Worried that individual, non-relevant providers will be left to decide what training and education are required for their employees to give simple, “good advice”, Mr Macdonald said an agreement needs to be struck to ensure consistent consumer outcomes.

“We think providers across the industry could agree on a common requirement, such as an upgraded RG146, for people giving ‘general advice’, and for the staff of ‘non-relevant providers’ providing ‘good advice’,” Mr Macdonald said.

“This would result in minimum consistent standards being applied across the industry, which should have the flow-on effect of improving consumer confidence.”

Mr Macdonald also suggested that when upgraded, the RG146 accreditation, if it is still a regulatory guide, be renumbered to avoid any previous negative connotations.

“Only a few years ago, some product providers were saying that RG146 qualifications were inadequate and less onerous than those required to be a hairdresser,” Mr Macdonald said. “They now have the opportunity to call for change.”

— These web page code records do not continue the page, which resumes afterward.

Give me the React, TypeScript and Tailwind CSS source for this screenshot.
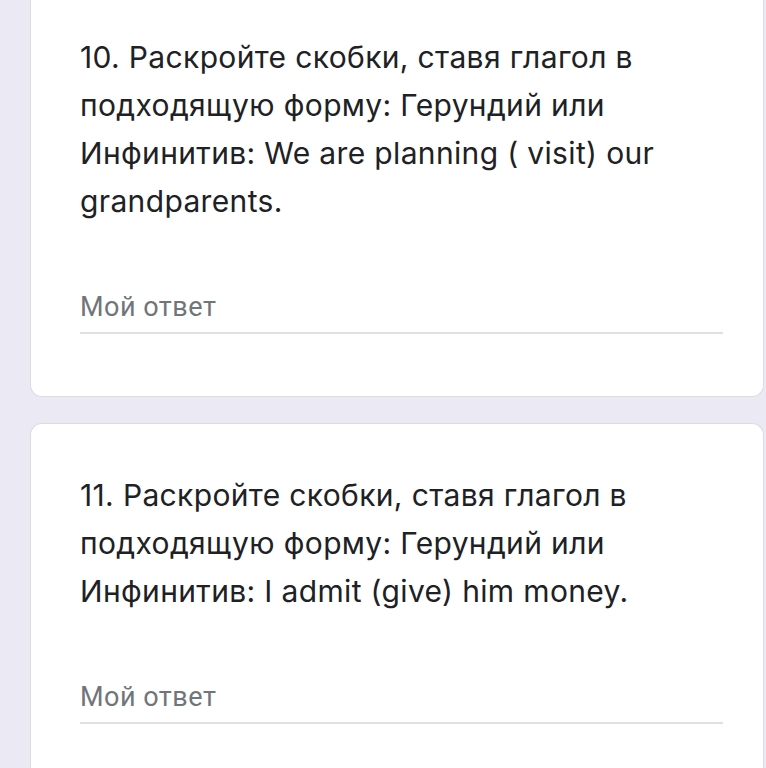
export default function App() {
  const q = "font-['Inter',sans-serif] text-[30px] leading-[48px] text-[#202124] whitespace-nowrap tracking-[0.35px]";
  const a = "font-['Roboto',sans-serif] text-[27px] tracking-[0.5px] text-[#70757a]";
  return (
    <div className="h-[768px] w-[766px] overflow-hidden bg-[#ebe9f4] pl-[30px]">
      <div className="flex w-[734px] flex-col rounded-b-[12px] border border-t-0 border-[#dadce0] bg-white pb-[62px] pl-[49px] pr-[40px] pt-[33px]">
        <div className={q}>
          10. Раскройте скобки, ставя глагол в<br />
          подходящую форму: Герундий или<br />
          Инфинитив: We are planning ( visit) our<br />
          grandparents.
        </div>
        <div className="mt-[57px] flex h-[52px] items-center border-b-2 border-[#e0e0e3]">
          <span className={a}>Мой ответ</span>
        </div>
      </div>
      <div className="mt-[26px] flex w-[734px] flex-col rounded-t-[12px] border border-b-0 border-[#dadce0] bg-white pb-[80px] pl-[49px] pr-[40px] pt-[47px]">
        <div className={q}>
          11. Раскройте скобки, ставя глагол в<br />
          подходящую форму: Герундий или<br />
          Инфинитив: I admit (give) him money.
        </div>
        <div className="mt-[57px] flex h-[52px] items-center border-b-2 border-[#e0e0e3]">
          <span className={a}>Мой ответ</span>
        </div>
      </div>
    </div>
  );
}
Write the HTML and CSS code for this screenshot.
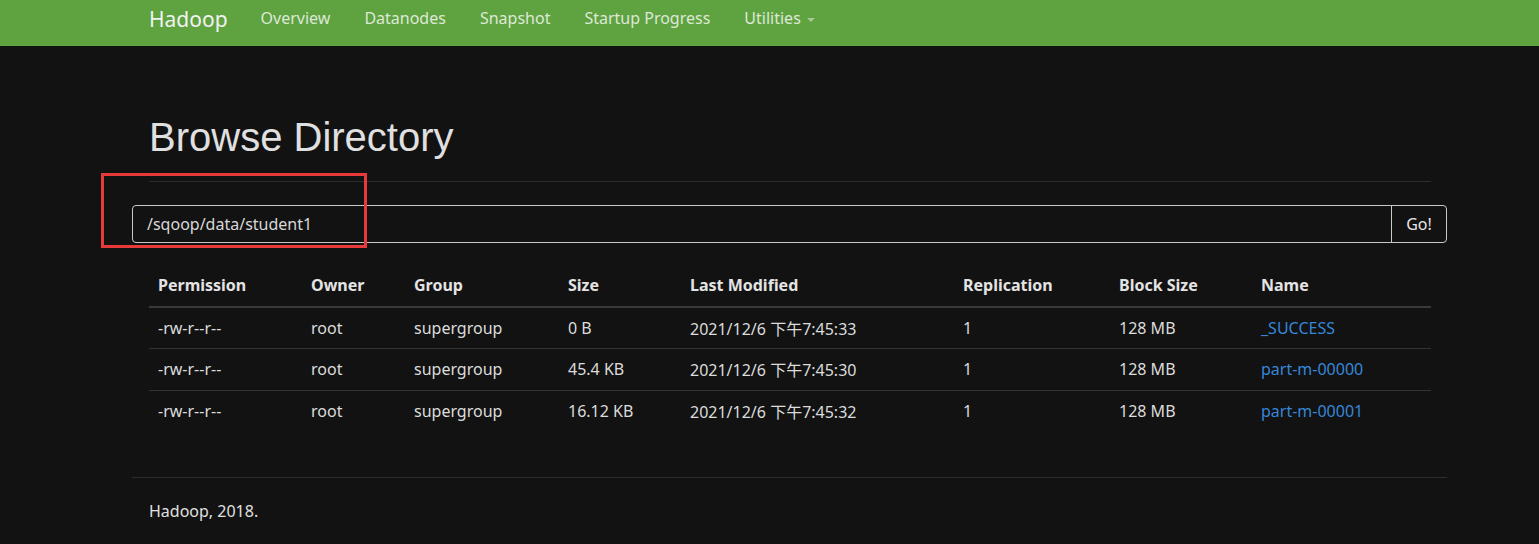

He believes that requiring an upgraded common standard would give trustees more confidence that their employees were appropriately trained and competent.

Importantly, Mr Macdonald noted, it would also increase consumer protection.

“However, we say all this with a fair degree of caution. What we want to avoid is a situation where consumers think they are receiving personal financial advice when, in fact, they are only receiving product advice and general information,” he stressed.

Additionally, he noted, common standards would create a wider pool of people who can progress their studies to become fully qualified financial advisers.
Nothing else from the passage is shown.